**Dataset rows**

◇ ◇ ◇ ◇

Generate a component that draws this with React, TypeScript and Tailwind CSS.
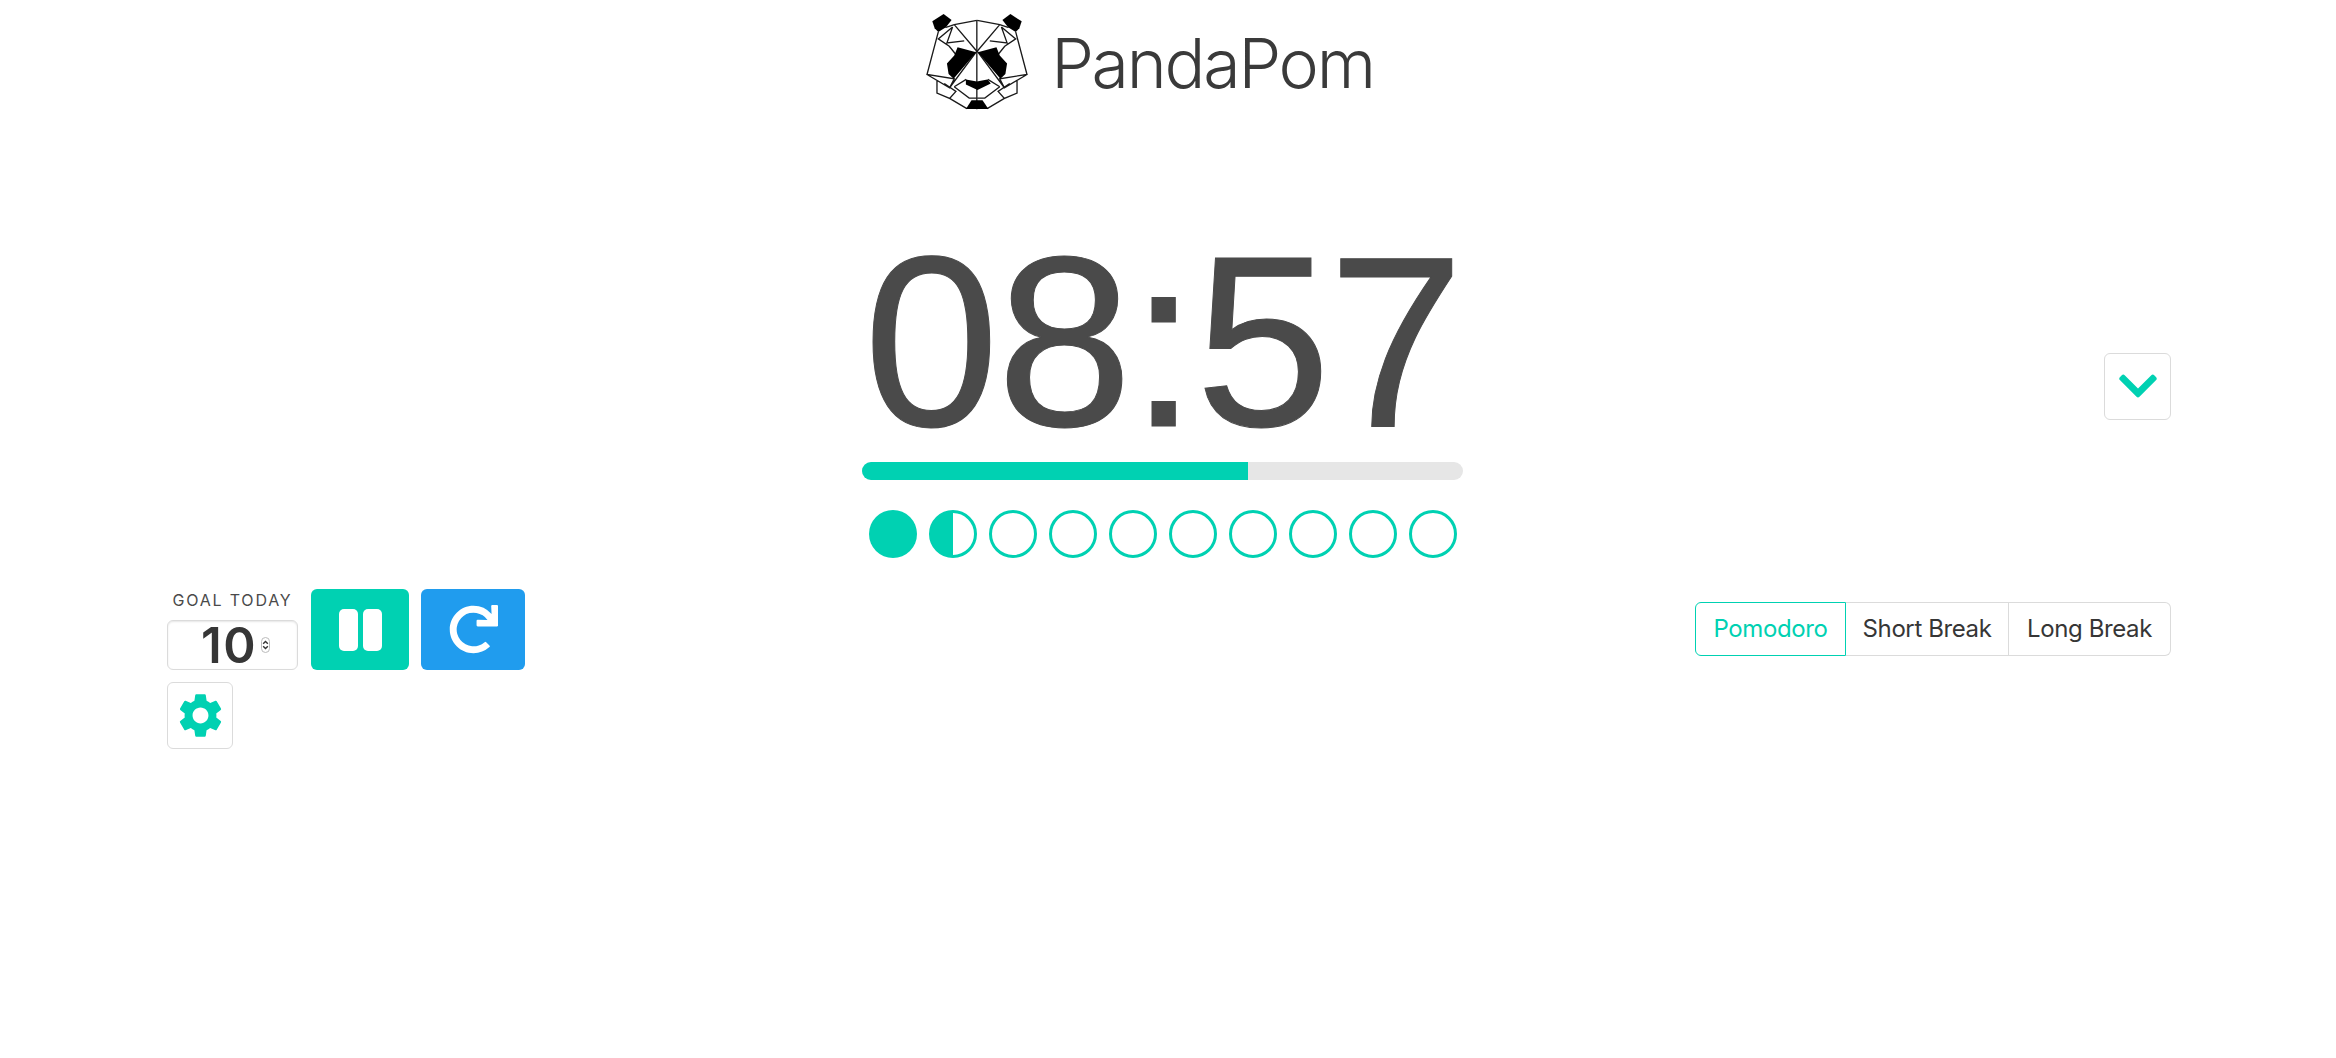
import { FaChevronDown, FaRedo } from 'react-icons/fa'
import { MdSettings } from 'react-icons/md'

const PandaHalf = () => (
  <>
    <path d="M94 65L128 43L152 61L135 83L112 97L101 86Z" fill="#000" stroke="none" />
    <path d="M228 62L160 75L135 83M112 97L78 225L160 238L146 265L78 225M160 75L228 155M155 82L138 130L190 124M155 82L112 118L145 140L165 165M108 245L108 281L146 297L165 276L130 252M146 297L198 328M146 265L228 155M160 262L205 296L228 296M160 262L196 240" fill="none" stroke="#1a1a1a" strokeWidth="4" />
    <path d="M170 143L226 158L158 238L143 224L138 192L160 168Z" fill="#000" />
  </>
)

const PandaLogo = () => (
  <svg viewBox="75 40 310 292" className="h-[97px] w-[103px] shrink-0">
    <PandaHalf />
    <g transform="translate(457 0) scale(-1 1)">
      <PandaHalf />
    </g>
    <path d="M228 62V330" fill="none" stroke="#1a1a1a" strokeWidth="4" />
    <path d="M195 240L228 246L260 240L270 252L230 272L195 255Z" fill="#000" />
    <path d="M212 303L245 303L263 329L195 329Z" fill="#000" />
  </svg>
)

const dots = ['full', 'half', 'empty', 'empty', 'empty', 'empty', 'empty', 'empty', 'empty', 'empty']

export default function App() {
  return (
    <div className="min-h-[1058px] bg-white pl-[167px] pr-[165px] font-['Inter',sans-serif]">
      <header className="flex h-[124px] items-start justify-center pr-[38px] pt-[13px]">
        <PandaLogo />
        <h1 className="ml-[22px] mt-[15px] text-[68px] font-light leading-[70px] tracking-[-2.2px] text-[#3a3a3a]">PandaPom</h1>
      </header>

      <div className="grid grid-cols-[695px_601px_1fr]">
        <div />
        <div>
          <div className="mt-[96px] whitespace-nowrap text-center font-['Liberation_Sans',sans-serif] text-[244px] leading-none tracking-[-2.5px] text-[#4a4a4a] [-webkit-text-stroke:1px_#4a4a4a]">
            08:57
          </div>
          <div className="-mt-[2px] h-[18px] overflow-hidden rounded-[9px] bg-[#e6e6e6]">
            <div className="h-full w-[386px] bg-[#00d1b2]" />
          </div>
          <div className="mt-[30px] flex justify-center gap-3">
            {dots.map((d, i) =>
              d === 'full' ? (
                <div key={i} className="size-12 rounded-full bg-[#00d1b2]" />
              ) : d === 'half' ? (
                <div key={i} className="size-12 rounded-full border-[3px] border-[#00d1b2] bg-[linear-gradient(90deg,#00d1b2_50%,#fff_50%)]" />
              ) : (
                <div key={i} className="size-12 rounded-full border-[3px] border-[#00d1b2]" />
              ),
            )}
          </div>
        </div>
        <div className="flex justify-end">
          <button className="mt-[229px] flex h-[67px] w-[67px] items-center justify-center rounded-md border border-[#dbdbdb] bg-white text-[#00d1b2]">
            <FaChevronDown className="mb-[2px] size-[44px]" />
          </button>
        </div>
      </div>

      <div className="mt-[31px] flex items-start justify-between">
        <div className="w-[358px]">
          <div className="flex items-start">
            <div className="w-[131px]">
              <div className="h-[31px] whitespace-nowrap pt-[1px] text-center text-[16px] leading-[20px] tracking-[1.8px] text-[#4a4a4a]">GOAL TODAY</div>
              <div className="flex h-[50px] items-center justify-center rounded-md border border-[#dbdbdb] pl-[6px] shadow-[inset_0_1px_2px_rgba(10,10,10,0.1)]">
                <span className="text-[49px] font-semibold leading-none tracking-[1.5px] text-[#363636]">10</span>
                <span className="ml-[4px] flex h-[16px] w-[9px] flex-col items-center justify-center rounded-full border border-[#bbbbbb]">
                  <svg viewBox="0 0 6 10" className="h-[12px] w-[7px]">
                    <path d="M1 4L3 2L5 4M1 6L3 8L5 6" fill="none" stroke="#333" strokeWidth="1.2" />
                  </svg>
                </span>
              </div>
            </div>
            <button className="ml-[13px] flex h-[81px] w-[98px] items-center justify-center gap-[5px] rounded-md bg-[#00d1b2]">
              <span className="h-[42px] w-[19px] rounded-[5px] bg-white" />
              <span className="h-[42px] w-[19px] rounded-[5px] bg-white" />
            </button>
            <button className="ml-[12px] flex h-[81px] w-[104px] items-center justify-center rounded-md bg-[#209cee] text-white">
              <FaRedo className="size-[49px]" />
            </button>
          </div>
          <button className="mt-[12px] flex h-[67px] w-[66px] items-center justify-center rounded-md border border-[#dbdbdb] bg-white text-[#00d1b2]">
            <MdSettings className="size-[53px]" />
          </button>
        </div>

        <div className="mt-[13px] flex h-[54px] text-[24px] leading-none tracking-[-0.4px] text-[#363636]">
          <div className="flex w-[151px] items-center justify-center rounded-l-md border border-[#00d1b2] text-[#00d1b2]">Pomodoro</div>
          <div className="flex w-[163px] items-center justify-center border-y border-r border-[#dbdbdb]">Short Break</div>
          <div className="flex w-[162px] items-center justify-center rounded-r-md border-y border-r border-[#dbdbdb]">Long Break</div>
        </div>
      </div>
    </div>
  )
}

◇ ◇ ◇ ◇

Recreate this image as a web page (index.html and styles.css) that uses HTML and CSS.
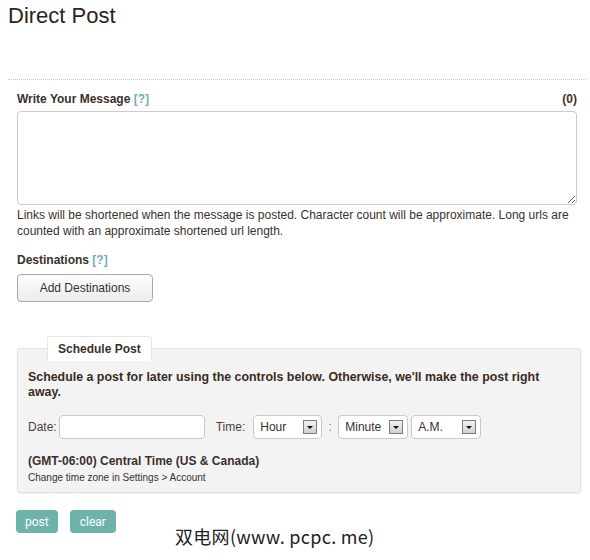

◇ ◇ ◇ ◇

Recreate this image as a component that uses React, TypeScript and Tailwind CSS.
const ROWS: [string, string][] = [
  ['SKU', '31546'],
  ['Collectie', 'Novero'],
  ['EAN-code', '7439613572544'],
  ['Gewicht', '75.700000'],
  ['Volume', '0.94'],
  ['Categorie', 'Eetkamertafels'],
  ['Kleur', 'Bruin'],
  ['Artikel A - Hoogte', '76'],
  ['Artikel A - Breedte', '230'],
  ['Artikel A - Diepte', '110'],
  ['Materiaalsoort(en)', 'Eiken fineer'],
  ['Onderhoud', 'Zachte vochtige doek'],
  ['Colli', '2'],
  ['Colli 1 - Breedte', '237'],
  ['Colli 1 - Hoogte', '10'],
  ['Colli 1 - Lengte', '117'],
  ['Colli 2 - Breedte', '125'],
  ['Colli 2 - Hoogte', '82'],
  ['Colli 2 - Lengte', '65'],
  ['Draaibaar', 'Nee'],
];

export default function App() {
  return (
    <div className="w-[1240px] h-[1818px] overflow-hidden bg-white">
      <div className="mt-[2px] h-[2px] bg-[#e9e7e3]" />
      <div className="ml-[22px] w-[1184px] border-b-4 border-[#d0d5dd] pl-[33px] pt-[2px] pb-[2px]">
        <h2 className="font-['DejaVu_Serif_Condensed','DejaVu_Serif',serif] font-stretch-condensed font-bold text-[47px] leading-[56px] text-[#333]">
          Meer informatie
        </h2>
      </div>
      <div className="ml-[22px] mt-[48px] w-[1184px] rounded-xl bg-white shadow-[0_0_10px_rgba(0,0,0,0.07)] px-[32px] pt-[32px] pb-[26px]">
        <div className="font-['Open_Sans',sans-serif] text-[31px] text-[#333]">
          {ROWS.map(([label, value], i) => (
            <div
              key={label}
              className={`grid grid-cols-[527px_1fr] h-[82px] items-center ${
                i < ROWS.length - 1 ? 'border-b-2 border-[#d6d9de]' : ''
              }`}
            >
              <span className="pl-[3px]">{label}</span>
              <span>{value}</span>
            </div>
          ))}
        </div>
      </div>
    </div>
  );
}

◇ ◇ ◇ ◇

**The task**
Using the listing above, pull out all lines that hold the word "Tailwind".

**Worked answer**
Generate a component that draws this with React, TypeScript and Tailwind CSS.
Recreate this image as a component that uses React, TypeScript and Tailwind CSS.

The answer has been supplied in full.